22番ポートが残っているが他の設定があるから一旦このままで。
■firewalldに設定追加
次にfirewalldの設定を変更する。
firewalldの稼働状況の確認から。
# systemctl status firewalld
Active:の値がactive(running)となっているのでファイアウォールは有効になっている。
eth0のところにWARNINGが出ているが今回は無視しよう。
現状の確認としてファイアウォールが外に向けて公開しているサービスを確認する。
# firewall-cmd --list-services --zone=public --permanent
開放するポートを設定するが、この設定が入っているファイル「
/usr/lib/firewalld/services/ssh.xml 」ではなく、
「
/etc/firewalld/services/」に「
ssh.xml」を配置して設定を記述する必要がある。
既存のファイルを/etc/firewalld/services/にコピーする
# cp /usr/lib/firewalld/services/ssh.xml /etc/firewalld/services/
コピーした先のファイルに2005番ポートの設定を追加する。
# vi /etc/firewalld/services/ssh.xml
設定が完了したらfirewalldの設定を再読込させる。
# firewall-cmd --reload
■sshdにポート番号を追加
最後にsshdにポート番号を追加する。
設定ファイルは「
/etc/ssh/sshd_config」に記述されているのでこちらを編集する。
# vi /etc/ssh/sshd_config
上の方に#でコメントアウトしてある「
#Port22」を下記に修正
Port 22
Port 20055
vimだとコメントアウトした文字色が背景色に近く見辛かったので今回はviで編集。
またその内vimの設定イジるか。
これで22番と20055番でsshへアクセスできるようになったはずなので、設定を再読込する。
# systemctl restart sshd
クライアントPC側の「
.ssh」フォルダにある「
config」ファイルのポート番号も忘れずに新しいポート番号に書き換えて、新しいポート番号でアクセスしてみる。
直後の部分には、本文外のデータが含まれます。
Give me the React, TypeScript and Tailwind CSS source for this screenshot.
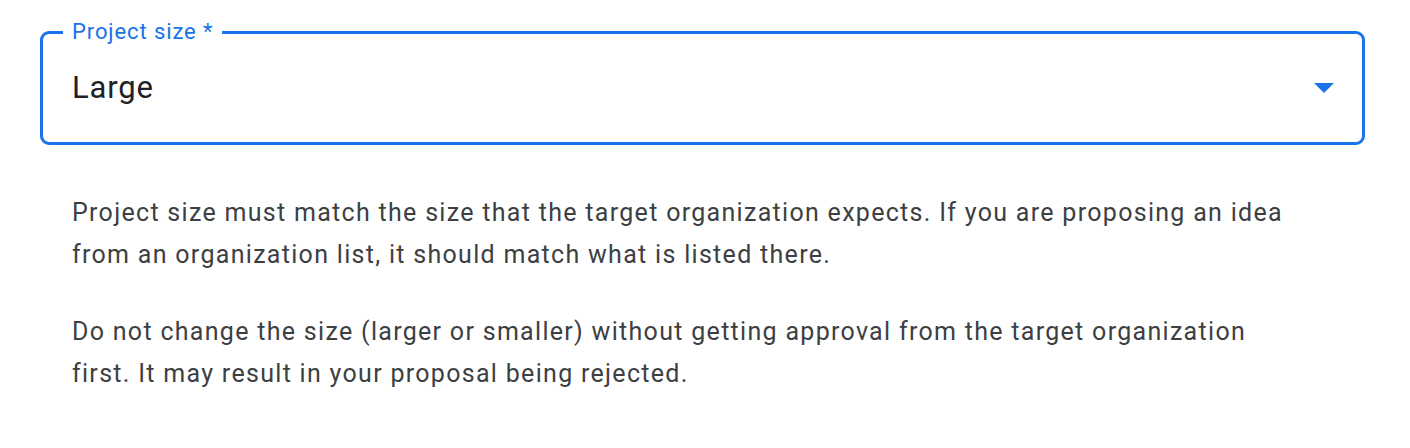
import React from 'react';

const App: React.FC = () => {
  return (
    <div className="min-h-screen bg-white pl-[40px] pr-[45px] pt-[20px] font-['Roboto',sans-serif]">
      {/* Select field */}
      <fieldset className="relative h-[125px] rounded-[9px] border-[3px] border-[#1a73e8]">
        <legend className="ml-[20px] px-[9px] text-[22px] leading-[24px] tracking-[0.9px] text-[#1a73e8]">
          Project size *
        </legend>
        <div className="flex h-[88px] items-center justify-between pl-[29px] pr-[28px]">
          <span className="text-[31px] tracking-[0.8px] text-[#202124]">Large</span>
          <svg width="20" height="10" viewBox="0 0 20 10">
            <path d="M0 0h20L10 10z" fill="#1a73e8" />
          </svg>
        </div>
      </fieldset>

      {/* Help text */}
      <div className="mt-[47px] max-w-[1254px] pl-[32px] text-[25px] leading-[42px] tracking-[1.3px] text-[#3c4043]">
        <p>
          Project size must match the size that the target organization expects. If you are
          proposing an idea from an organization list, it should match what is listed there.
        </p>
        <p className="mt-[35px]">
          Do not change the size (larger or smaller) without getting approval from the target
          organization first. It may result in your proposal being rejected.
        </p>
      </div>
    </div>
  );
};

export default App;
ここまでで新しく設定した20055番ポートでSSH接続できるようになった。
あとは残っている22番ポートの設定を無効化していけばいい。
■GCPのファイアウォールルールに追加
冒頭で行った新しいポート番号を登録する要領で22番ポートを拒否するルールを作成して、VMインスタンスへ適用する。
「
名前」はわかりやすいように「
deny-ssh22」に設定
「
一致したときのアクション」を「
拒否」に設定
「
ターゲットタグ」はこれも名前と同じモノに
「
ソースIPの範囲」は「
0.0.0.0/0」
「
プロトコルとポート」は「
指定したプロトコルとポート」から「
tcp」にチェックを付けて「
20055」を入力して保存。
同様にVMインスタンスの編集から設定画面を開いて「
ネットワークタグ」に先程作成したルールの「
ターゲットタグ」を入力する。
また、ブラウザからのSSH接続はこのままでは出来ないが、
VMインスタンスのSSHの右にあるプルダウンメニューから「ブラウザウィンドウでカスタムポートを開く」を実行して、新しく設定した20055を入力すれば問題なく接続できた。
実際の挙動としてはこれをやるだけで外部からの22番ポートでのSSH接続はできなくなる。
だからといって他の設定を置いておくのも気持ち悪いので22番ポートの設定を無効化していく。
■sshdから22番ポートを無効化
上で編集した「
/etc/ssh/sshd_config」を編集する。
# vi /etc/ssh/sshd_config
22番ポートの情報をコメントアウト
#Port 22
設定を再読込する。
# systemctl restart sshd
■firewalldから22番ポートを無効化
上で編集したファイルから22番ポートの記述を削除する。
# vi /etc/firewalld/services/ssh.xml
firewalldの設定を再読込させる。
# firewall-cmd --reload
■SELinuxのポリシーから削除(出来なかった)
削除する場合は「
semanage」コマンドで「
--delete」オプションを利用する。
# semanage port --delete --type ssh_port_t --proto tcp 22
とやってみたものの、
「ポート tcp/22 はポリシーに定義されているため、削除できません」
との事で削除出来なかった。
まぁこれで22番ポートのアクセスが出来ないことは確認できたので良しとしようか。